O que se pode dizer -- no caso da petição de embargos ou de qualquer outra petição inicial -- é que não há nenhuma ineptidão da petição, se a parte tiver hierarquizado as várias causas de pedir incompatíveis entre si, qualificando uma delas como subsidiária da outra. Ora, segundo se percebe foi isso que sucedeu no caso concreto, dado que, a título principal, o executado invocou a falsidade da assinatura como causa de pedir principal e, como causas de pedir sucessivamente subsidiárias, a violação do pacto de preenchimento e a inexigibilidade da obrigação exequenda.
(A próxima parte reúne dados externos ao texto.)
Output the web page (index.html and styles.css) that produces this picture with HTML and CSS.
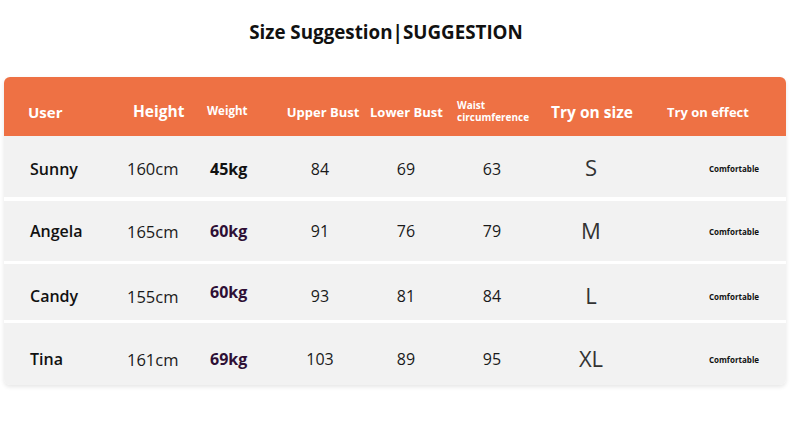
FILE: index.html
```html
<!DOCTYPE html>
<html lang="en">
<head>
<meta charset="utf-8">
<title>Size Suggestion</title>
<link rel="stylesheet" href="styles.css">
</head>
<body>
<div class="page">
  <h1 class="title">Size Suggestion|SUGGESTION</h1>
  <div class="card">
    <div class="row head">
      <div class="h h-user">User</div>
      <div class="h h-height">Height</div>
      <div class="h h-weight">Weight</div>
      <div class="h h-upper">Upper Bust</div>
      <div class="h h-lower">Lower Bust</div>
      <div class="h h-waist">Waist<br>circumference</div>
      <div class="h h-size">Try on size</div>
      <div class="h h-effect">Try on effect</div>
    </div>
    <div class="row body r1">
      <div class="c c-user">Sunny</div>
      <div class="c c-height">160cm</div>
      <div class="c c-weight">45kg</div>
      <div class="c c-num">84</div>
      <div class="c c-num">69</div>
      <div class="c c-num">63</div>
      <div class="c c-size">S</div>
      <div class="c c-effect">Comfortable</div>
    </div>
    <div class="row body r2">
      <div class="c c-user">Angela</div>
      <div class="c c-height">165cm</div>
      <div class="c c-weight purple">60kg</div>
      <div class="c c-num">91</div>
      <div class="c c-num">76</div>
      <div class="c c-num">79</div>
      <div class="c c-size">M</div>
      <div class="c c-effect">Comfortable</div>
    </div>
    <div class="row body r3">
      <div class="c c-user">Candy</div>
      <div class="c c-height">155cm</div>
      <div class="c c-weight purple">60kg</div>
      <div class="c c-num">93</div>
      <div class="c c-num">81</div>
      <div class="c c-num">84</div>
      <div class="c c-size">L</div>
      <div class="c c-effect">Comfortable</div>
    </div>
    <div class="row body r4">
      <div class="c c-user">Tina</div>
      <div class="c c-height">161cm</div>
      <div class="c c-weight purple">69kg</div>
      <div class="c c-num">103</div>
      <div class="c c-num">89</div>
      <div class="c c-num">95</div>
      <div class="c c-size">XL</div>
      <div class="c c-effect">Comfortable</div>
    </div>
  </div>
</div>
</body>
</html>
```

FILE: styles.css
```css
* { box-sizing: border-box; }
html, body { margin: 0; padding: 0; background: #ffffff; }
body {
  font-family: "Open Sans", "Noto Sans", "DejaVu Sans", sans-serif;
  color: #1a1a1a;
  width: 790px;
  height: 429px;
  overflow: hidden;
}
.page {
  padding: 18px 4px 0 4px;
}
.title {
  margin: 0;
  height: 59px;
  font-size: 18.8px;
  font-weight: 700;
  line-height: 28px;
  text-align: center;
  color: #111111;
  padding-right: 18px;
}
.card {
  width: 782px;
  border-radius: 6px;
  background: #ffffff;
  box-shadow: 0 2px 4px rgba(0,0,0,0.10);
  display: flex;
  flex-direction: column;
  gap: 4px;
  overflow: hidden;
}
.row {
  display: grid;
  grid-template-columns: 106px 85px 75px 100px 72px 100px 98px 146px;
  align-items: center;
}
.head {
  height: 59px;
  background: #ee7144;
  color: #ffffff;
  font-weight: 700;
  padding-top: 11px;
  margin-bottom: -4px;
}
.h { white-space: nowrap; }
.h-user { font-size: 15px; padding-left: 24px; }
.h-height { font-size: 15.5px; padding-left: 23px; margin-top: -3px; }
.h-weight { font-size: 11.5px; padding-left: 12px; margin-top: -3px; }
.h-upper { font-size: 13px; text-align: center; padding-left: 6px; }
.h-lower { font-size: 13px; text-align: center; padding-right: 2px; }
.h-waist { font-size: 10px; line-height: 12.5px; padding-left: 15px; margin-top: -2px; }
.h-size { font-size: 15.5px; text-align: center; padding-left: 2px; }
.h-effect { font-size: 13px; padding-left: 27px; }

.body { background: #f2f2f2; }
.r1 { height: 61px; padding-top: 4px; }
.r2 { height: 60px; margin-bottom: -1px; }
.r3 { height: 56px; padding-top: 8px; }
.r4 { height: 62px; margin-top: -1px; padding-top: 10px; }

.c { white-space: nowrap; }
.c-user { font-size: 16px; font-weight: 600; padding-left: 26px; color: #111; }
.c-height { font-size: 16.5px; padding-left: 17px; color: #1a1a1a; }
.c-weight { font-size: 16px; font-weight: 700; padding-left: 15px; color: #111; }
.c-weight.purple { color: #2e0f35; }
.r3 .c-weight { margin-top: -8px; }
.c-num { font-size: 16px; text-align: center; color: #1a1a1a; }
.c-size { font-size: 22px; text-align: center; color: #333333; margin-top: -3px; }
.c-effect { font-size: 8px; font-weight: 700; text-align: center; padding-left: 42px; color: #111; }
```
b) A solução pode ser mais discutível quando o executado invoque várias causas de pedir incompatíveis entre si e não as hierarquize em causa de pedir principal e causa(s) de pedir subsidiária(s). Neste caso, parece que são pensáveis dois casos e duas soluções:

-- As causas de pedir incompatíveis entre si são insusceptíveis de ser hierarquizadas em causa de pedir principal e causa(s) de pedir subsidiária(s); neste raro caso (é possível que exista algum caso de incompatibilidade absoluta entre excepções peremptórias), a petição de embargos é mesmo inepta;

-- As causas de pedir incompatíveis entre si são susceptíveis de ser hierarquizadas em causa de pedir principal e causa(s) de pedir subsidiária(s); o autor deve ser convidado a suprir a deficiência do seu articulado (art. 590.º, n.º 2, al. b), e 4, CPC), sob pena de o tribunal só poder considerar a primeira das causas de pedir alegadas,

c) Esta solução vale para a petição inicial de qualquer acção. A ineptidão por contradição de causas de pedir só pode ocorrer quando estas não sejam susceptíveis de ser hierarquizadas em causa de pedir principal e causa(s) de pedir subsidiária(s).